三是利用好财政政策,特别是税收政策。应合理设计和尽快出台房地产税,关键是合理区分首套房、改善性住房和投资性住房,合理设计不同类型住房的房地产税征收标准和税率。此外,应研究房产空置税,主要研究房屋空置的认定标准、房屋空置税的征税方式及税率等,大幅度提高投机性房地产的空置成本,有利于促进不同类型空置房产尽快进入租赁市场,既能打击房地产市场的过度投机,又能增加住房租赁的有效供给,降低住房租金,提高房屋的使用效率,使房子真正回归居住功能,还能为地方政府提供更为稳定的收入来源。

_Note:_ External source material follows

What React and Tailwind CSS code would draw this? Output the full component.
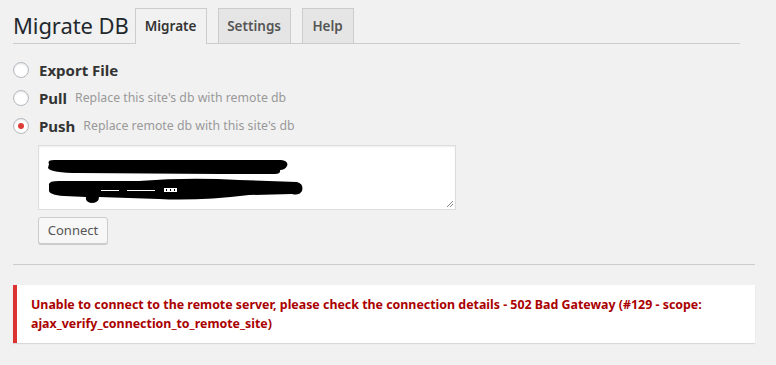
import React from "react";

function Radio({ checked }) {
  return (
    <span className="relative inline-block w-[16px] h-[16px] rounded-full border border-[#b4b9be] bg-white shadow-[inset_0_1px_2px_rgba(0,0,0,0.1)] shrink-0">
      {checked && (
        <span className="absolute left-[4px] top-[4px] w-[6px] h-[6px] rounded-full bg-[#dd3d36]" />
      )}
    </span>
  );
}

function Option({ label, desc, checked }) {
  return (
    <div className="flex items-center h-[28px]">
      <Radio checked={checked} />
      <span className="ml-[10px] text-[15px] font-bold text-[#333]">{label}</span>
      {desc && <span className="ml-[8px] text-[12.3px] text-[#999]">{desc}</span>}
    </div>
  );
}

export default function App() {
  return (
    <div
      className="w-[776px] h-[365px] bg-[#f1f1f1] overflow-hidden"
      style={{ fontFamily: '"Noto Sans", "Open Sans", sans-serif' }}
    >
      <div className="pl-[13px] pr-[36px] pt-[8px]">
        <div className="flex items-end border-b border-[#ccc] h-[36px]">
          <h1 className="text-[22px] leading-[30px] text-[#23282d] mr-[6px] self-center pb-[2px] tracking-[-0.1px]">Migrate DB</h1>
          <div className="w-[72px] h-[36px] flex items-center justify-center border border-b-0 border-[#ccc] bg-[#f1f1f1] text-[13.5px] font-semibold text-[#333] -mb-px pb-px">
            Migrate
          </div>
          <div className="ml-[11px] w-[73px] h-[35px] flex items-center justify-center border border-b-0 border-[#ccc] bg-[#e5e5e5] text-[13.5px] font-semibold text-[#555]">
            Settings
          </div>
          <div className="ml-[11px] w-[52px] h-[35px] flex items-center justify-center border border-b-0 border-[#ccc] bg-[#e5e5e5] text-[13.5px] font-semibold text-[#555]">
            Help
          </div>
        </div>
      </div>
      <div className="pl-[13px] pt-[12px]">
        <Option label="Export File" />
        <Option label="Pull" desc="Replace this site's db with remote db" />
        <Option label="Push" desc="Replace remote db with this site's db" checked />
      </div>
      <div className="pl-[38px] pt-[5px]">
        <div className="relative w-[418px] h-[65px] bg-white border border-[#ddd] shadow-[inset_0_1px_2px_rgba(0,0,0,0.07)]">
          <svg width="418" height="65" className="absolute left-0 top-0">
            <path d="M10 18 Q8 14 15 14 L242 14 Q250 15 248 20 Q246 24 241 24 Q242 28 236 28 L180 28 L40 27 Q12 27 9 22 Z" fill="#000" />
            <path d="M10 39 Q9 35 20 35 L100 35 Q150 31 200 34 L258 36 Q265 38 263 45 Q260 50 253 48 L210 49 Q160 55 120 53 L60 51 Q60 57 52 57 Q46 56 47 51 L25 50 Q9 49 10 44 Z" fill="#000" />
            <rect x="125" y="42" width="13" height="4" fill="#fff" />
            <rect x="127" y="43" width="1" height="2" fill="#000" />
            <rect x="131" y="43" width="1" height="2" fill="#000" />
            <rect x="135" y="43" width="1" height="2" fill="#000" />
            <rect x="88" y="44" width="28" height="1" fill="#fff" />
            <rect x="62" y="44" width="18" height="1" fill="#fff" />
            <path d="M408 61 L414 55 M411 61 L414 58" stroke="#888" strokeWidth="1" />
          </svg>
        </div>
        <button className="mt-[7px] h-[27px] w-[70px] bg-[#f7f7f7] border border-[#ccc] rounded-[3px] shadow-[0_1px_0_#ccc] text-[13px] text-[#555] leading-none">
          Connect
        </button>
      </div>
      <div className="ml-[13px] mt-[20px] mr-[21px] border-t border-[#ccc]" />
      <div className="ml-[13px] mr-[21px] mt-[20px] bg-white border-l-[4px] border-[#dc3232] shadow-[0_1px_1px_rgba(0,0,0,0.1)] pl-[14px] pr-[12px] py-[10px]">
        <p className="text-[12.4px] font-bold text-[#a00] leading-[19px]">
          Unable to connect to the remote server, please check the connection details - 502 Bad Gateway (#129 - scope: ajax_verify_connection_to_remote_site)
        </p>
      </div>
    </div>
  );
}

四是加快大城市周边中小城镇发展,对大城市的人口起到分流的作用,进而减轻大城市的住房供给压力。大城市基础设施好,资源集聚能力强,在公共资源分配中所占份额较多,实际上我国已形成大城市优先发展的城市发展道路。目前我国一、二线城市房屋供应紧张,供需矛盾突出,房价快速上涨,而三、四线去库存压力较大,房屋积压和闲置情况严重,归根到底还在于一、二线城市的人口集聚能力较强,人口增长速度快于三、四线城市。按照我国经济发展实际,人口进一步向大城市集聚在相当长的时间内难以改变。要增加大城市的人口容纳能力、降低大城市的人口进入门槛,应把大城市和周边中小城镇统筹起来考虑,通过推动大城市与周边中小城镇基础设施的互联互通,加强大城市优质的教育、科研和医疗等资源向周边中小城镇的转移和复制,整合大城市部分产业资源疏解到周边中小城镇,彻底打破人口集中在大城市核心区域的城市结构,形成大城市和周边中小城镇协同发展的新局面,这样既能减轻大城市住房需求压力和环境生态压力,又能有效缓解大城市病。

(五)形成相对稳定的房地产市场调控规则

稳定的调控规则是管理预期的有效手段。目前,我国中央政府和地方政府在利益诉求上并不完全相同,在房地产市场调控方面双方的利益诉求更是差异巨大。在中央政府和地方政府的博弈中,中央政府控制房价的政策往往得不到地方政府强有力的贯彻执行,而稳定房价的政策则被地方政府无限放大,结果地方政府成为推动房价上涨的中坚力量,斟酌使用和不断xu调整的市场调控政策成为房地产市场周期性波动的重要原因。在这种情况下,公众逐渐形成了地方政府会不断拉高房价的预期,而在经历历次调控后房价依然不断上涨的事实,更是强化了这一预期。为改变这一局面,应建立起可预期的调控规则,为房地产市场有序发展创造稳定的市场环境。政府应加强对房地产市场的监测,及时公布有关房价变动的信息,同时要形成相对稳定的调控手段和调控规则,对市场调控政策的实施时间与房价波动幅度挂钩,作出硬性的调控要求。同时,规范调控政策工具的使用,减少因调控政策预期变化产生周期性的市场投机。具体可以建立与房价收入比、商品房库存、户籍人口城镇化率等相联系的土地供应规则,以及与房价上涨幅度相联系的信贷政策调控规则等。